I'm studying functional analysis, and is trying to understand the underlying consistency of the definition of weak (or weak $\star$) convergence for sequence of operators v.s. viewing them as a sequence in their suitable topo. space. I came up with a crucial problem that I need to confirm.
To be clear, let $X$ be a topological space (or locally convex space), $x_n,~a\in X$.
- Does $\forall f\in X^\star,~\lim_{n\to\infty}f(x_n)=f(a)$ imply $\lim_{n\to\infty}x_n=a$?
- Let $T_n,~T\in X^\star$. If $\forall f\in~X^{\star\star},~\lim_{n\to\infty}|f(T_n)-f(T)|=0$, then $T_n$ is said to be weakly convergent to $T$. How does this terminology relate to weak topology or weak star topology?
Answer for (1):
The answer is no. Weak convergence does not imply convergence in $X$. Here is a canonical counterexample,
Take $e_j \in l^2$ where $e_j$ is a the canonical basis vector of $0$s except for $1$ in the j-th position. Then it is clear that $e_j \to 0$ weakly but $e_j\to 1$ strongly.
Strong convergence is easy: $||e_j-0||_{l^2}=||e_j||_{l^2}=(\sum_j |e_j|^2)^{1/2}=1$.

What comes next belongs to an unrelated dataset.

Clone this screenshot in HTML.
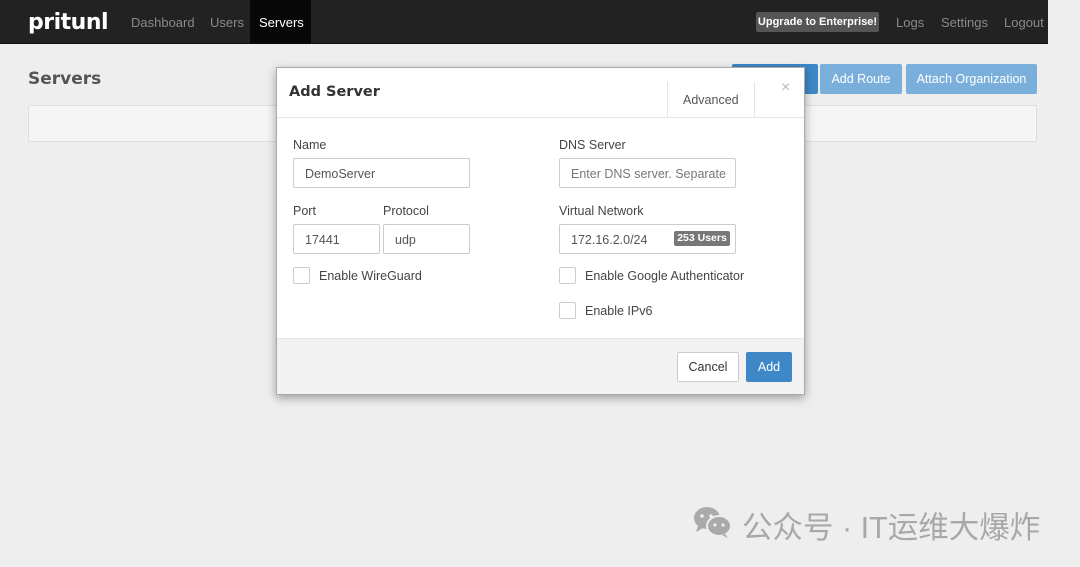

For weak convergence notice that the dual space of $l^2$ is $l^2$ since $1/2 + 1/2 = 1$. Then notice that,
$$|\langle f,e_j\rangle|^2=\sum_j|f_je_j|^2\leq ||f||^2\to 0$$
Because, if $f\in l^2$ then $\sum_i |f_i|^p<\infty$ which implies that $|f|^2$ must eventually go to zero in order for the sum to be finite.
Answer for (2):
Recall that convergence in the weak topology of $X$ implies that for $\{x_n\}\subset X$ converging to $x\in X$ we have,
$$\forall f \in X^* \lim_{n\to\infty} f(x_n)=f(x)$$
So if instead, we have $x_n,x\in X^*$ then we would say that $x_n$ converges in the weak topology of $X^*$ if,
$$\forall f \in X^{**} \lim_{n\to\infty} f(x_n)=f(x)$$
Hence that should answer your question about (2).